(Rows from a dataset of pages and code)
──────
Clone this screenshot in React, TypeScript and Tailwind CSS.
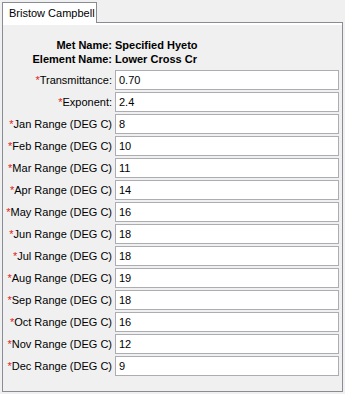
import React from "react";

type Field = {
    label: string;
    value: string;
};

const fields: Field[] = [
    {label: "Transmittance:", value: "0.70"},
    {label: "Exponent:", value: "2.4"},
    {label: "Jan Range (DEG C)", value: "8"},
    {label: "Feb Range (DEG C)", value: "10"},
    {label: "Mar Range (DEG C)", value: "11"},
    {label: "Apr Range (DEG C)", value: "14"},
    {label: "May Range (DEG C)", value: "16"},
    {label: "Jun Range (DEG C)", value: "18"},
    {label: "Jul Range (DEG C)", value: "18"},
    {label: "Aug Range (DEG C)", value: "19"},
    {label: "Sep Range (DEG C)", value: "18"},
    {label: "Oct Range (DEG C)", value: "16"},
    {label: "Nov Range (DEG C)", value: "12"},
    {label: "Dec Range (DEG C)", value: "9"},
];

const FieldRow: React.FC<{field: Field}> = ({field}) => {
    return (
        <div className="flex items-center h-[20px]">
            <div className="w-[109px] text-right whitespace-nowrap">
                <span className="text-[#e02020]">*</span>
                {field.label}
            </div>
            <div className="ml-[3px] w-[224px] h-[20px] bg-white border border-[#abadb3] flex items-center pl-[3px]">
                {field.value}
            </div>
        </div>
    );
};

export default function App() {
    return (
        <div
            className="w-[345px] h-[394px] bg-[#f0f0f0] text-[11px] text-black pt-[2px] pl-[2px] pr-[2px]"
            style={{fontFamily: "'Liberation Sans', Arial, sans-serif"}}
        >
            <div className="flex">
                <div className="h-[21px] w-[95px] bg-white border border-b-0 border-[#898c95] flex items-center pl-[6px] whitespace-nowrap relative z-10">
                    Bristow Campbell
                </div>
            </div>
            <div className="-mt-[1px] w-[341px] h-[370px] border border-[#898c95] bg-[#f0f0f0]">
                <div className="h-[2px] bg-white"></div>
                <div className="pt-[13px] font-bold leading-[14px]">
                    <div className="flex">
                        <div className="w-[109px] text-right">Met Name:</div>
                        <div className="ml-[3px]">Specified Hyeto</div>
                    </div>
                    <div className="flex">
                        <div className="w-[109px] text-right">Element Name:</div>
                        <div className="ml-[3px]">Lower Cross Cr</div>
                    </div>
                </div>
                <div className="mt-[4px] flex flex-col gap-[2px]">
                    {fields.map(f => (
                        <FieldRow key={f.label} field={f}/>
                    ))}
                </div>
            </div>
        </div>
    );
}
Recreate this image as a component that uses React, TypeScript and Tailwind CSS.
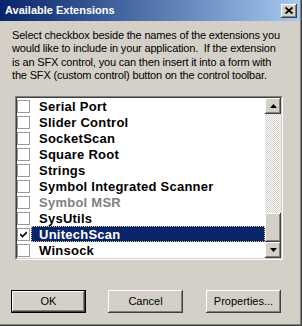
──────
* _REQUIRED TASK_
All the material shown above is to be copied exactly, with no pictures carried over.

* _REPLY TO THE TASK_
Clone this screenshot in React, TypeScript and Tailwind CSS.
import React from "react";

type Field = {
    label: string;
    value: string;
};

const fields: Field[] = [
    {label: "Transmittance:", value: "0.70"},
    {label: "Exponent:", value: "2.4"},
    {label: "Jan Range (DEG C)", value: "8"},
    {label: "Feb Range (DEG C)", value: "10"},
    {label: "Mar Range (DEG C)", value: "11"},
    {label: "Apr Range (DEG C)", value: "14"},
    {label: "May Range (DEG C)", value: "16"},
    {label: "Jun Range (DEG C)", value: "18"},
    {label: "Jul Range (DEG C)", value: "18"},
    {label: "Aug Range (DEG C)", value: "19"},
    {label: "Sep Range (DEG C)", value: "18"},
    {label: "Oct Range (DEG C)", value: "16"},
    {label: "Nov Range (DEG C)", value: "12"},
    {label: "Dec Range (DEG C)", value: "9"},
];

const FieldRow: React.FC<{field: Field}> = ({field}) => {
    return (
        <div className="flex items-center h-[20px]">
            <div className="w-[109px] text-right whitespace-nowrap">
                <span className="text-[#e02020]">*</span>
                {field.label}
            </div>
            <div className="ml-[3px] w-[224px] h-[20px] bg-white border border-[#abadb3] flex items-center pl-[3px]">
                {field.value}
            </div>
        </div>
    );
};

export default function App() {
    return (
        <div
            className="w-[345px] h-[394px] bg-[#f0f0f0] text-[11px] text-black pt-[2px] pl-[2px] pr-[2px]"
            style={{fontFamily: "'Liberation Sans', Arial, sans-serif"}}
        >
            <div className="flex">
                <div className="h-[21px] w-[95px] bg-white border border-b-0 border-[#898c95] flex items-center pl-[6px] whitespace-nowrap relative z-10">
                    Bristow Campbell
                </div>
            </div>
            <div className="-mt-[1px] w-[341px] h-[370px] border border-[#898c95] bg-[#f0f0f0]">
                <div className="h-[2px] bg-white"></div>
                <div className="pt-[13px] font-bold leading-[14px]">
                    <div className="flex">
                        <div className="w-[109px] text-right">Met Name:</div>
                        <div className="ml-[3px]">Specified Hyeto</div>
                    </div>
                    <div className="flex">
                        <div className="w-[109px] text-right">Element Name:</div>
                        <div className="ml-[3px]">Lower Cross Cr</div>
                    </div>
                </div>
                <div className="mt-[4px] flex flex-col gap-[2px]">
                    {fields.map(f => (
                        <FieldRow key={f.label} field={f}/>
                    ))}
                </div>
            </div>
        </div>
    );
}
Recreate this image as a component that uses React, TypeScript and Tailwind CSS.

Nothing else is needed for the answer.